Remix.run Logo
simonw 5 hours ago

> These bots are almost certainly scraping data for AI training; normal bad actors don't have funding for millions of unique IPs thrown at a page. They probably belong to several different companies. Perhaps they sell their scraped data to AI companies, or they are AI companies themselves. We can't tell, but we can guess since there aren't all that many large AI corporations out there.

Is the theory here that OpenAI, Anthropic, Gemini, xAI, Qwen, Z.ai etc are all either running bad scrapers via domestic proxies in Indonesia, or are buying data from companies that run those scrapers?

I want to know for sure. Who is paying for this activity? What does the marketplace for scraped data look like?

marginalia_nu 4 hours ago | parent | next [-]

I agree it's a more than a bit handwavy. The common consensus seems to be that AI companies are driving this, but it's really hard to conclusively prove who or what is behind the attacks.
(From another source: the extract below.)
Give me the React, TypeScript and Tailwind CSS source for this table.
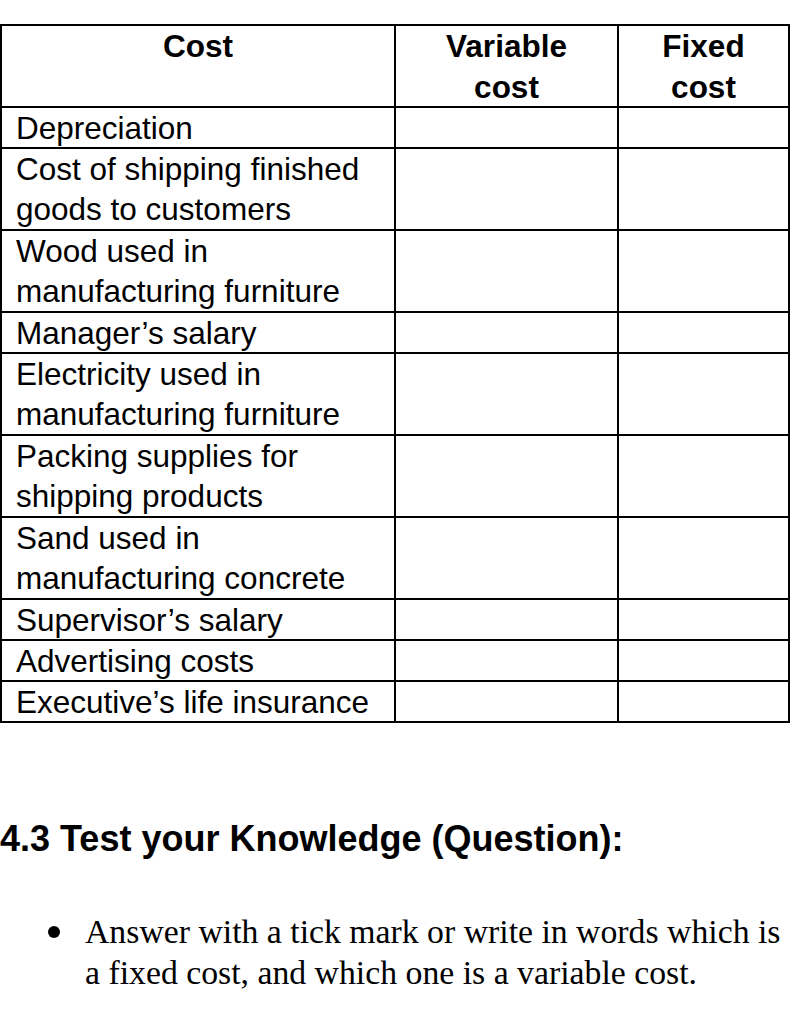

Weird part #1 is that the traffic isn't for the most part shaped like crawler traffic. It's incredibly bursty, and heavily redundant, missing even the most obvious low hanging fruit optimizations.

Could be someone is using residential proxies to wrap AI agents' web traffic, but even so, there's a lot of pieces that don't really make sense, like why the traffic pattern is like being hit by a shotgun. It isn't just one request, but anywhere between 40 and 100 redundant requests.

A popular theory is that this is because of sloppy coding, AI companies are too rich to care, but then again that doesn't really add up. This isn't just a minor inefficiency, if it is "just" bad coding, they stand to gain monumental efficiency improvements by fixing the issues, in the sense of getting the data much faster, a clear competitive edge.

Really weird.

My unsubstantiated guess is the residential proxy/botnet is very unreliable, and that's why they fire so many request. Makes sense if it's sold as a service.

gamesieve 3 hours ago | parent | next [-]

I suspect the redundant requests are primarily designed to weed out poisoned data served on otherwise valid URLs. I've also seen the redundant requests increase massively the more sources I blocked at the firewall level, so it feels like they're pre-emptively overcompensating for some percentage of requests being blocked.

My website contains ~6000 unique data points in effectively infinite combinations on effectively infinite pages. Some of those combinations are useful for humans, but the AI-scrapers could gain a near-infinite efficiency improvement by just identifying as a bot and heeding my robots.txt and/or rel="nofollow" hints to access the ~500 top level pages which contain close to everything which is unique. They just don't care. All their efficiency attempts are directed solely toward bypassing blocks. (Today I saw them varying the numbers in their user agent strings: X15 rather than X11, Chrome/532 rather than Chrome/132, and so on...)

oasisbob 3 hours ago | parent | prev [-]

> A popular theory is that this is because of sloppy coding, AI companies are too rich to care, but then again that doesn't really add up

I can substantiate this a bit. Verified traffic from Amazonbot is too dumb to do anything with 429s. They will happily slam your site with more traffic than you can handle, and will completely ignore the fact that over half the responses are useless rate limits.

They say they honor REP, but Amazonbot will still hit you pretty persistently even with a full disallow directive in robots.txt

marginalia_nu 3 hours ago | parent [-]

How do you know it's Amazonbot?

oasisbob 3 hours ago | parent [-]

User Agent, SWIPed IP space, and the PTR records resolving to an Amazon-controlled crawl zone.

oasisbob 4 hours ago | parent | prev | next [-]

I want more data too.

The root sources of the traffic from residential proxies gets murky very quickly.

It's easy to follow the chain partway for some traffic, eg "Why are we receiving all this traffic from Digital Ocean? ... oh, it's their hero client Firecrawl, using a deceptive UserAgent" ... but it still leaves the obvious question about who the Firecrawl client is.

Res proxy traffic is insane these days. There is also plenty of grey-market snowshoe IPs available for the right price, from a handful of ASNs. I regularly see unified crawling missions by unknown agents using 1000+ "clean" IP addresses an hour.

ghywertelling 5 hours ago | parent | prev [-]

https://parallel.ai/

I bet lot of companies want to provide search results to AI agents.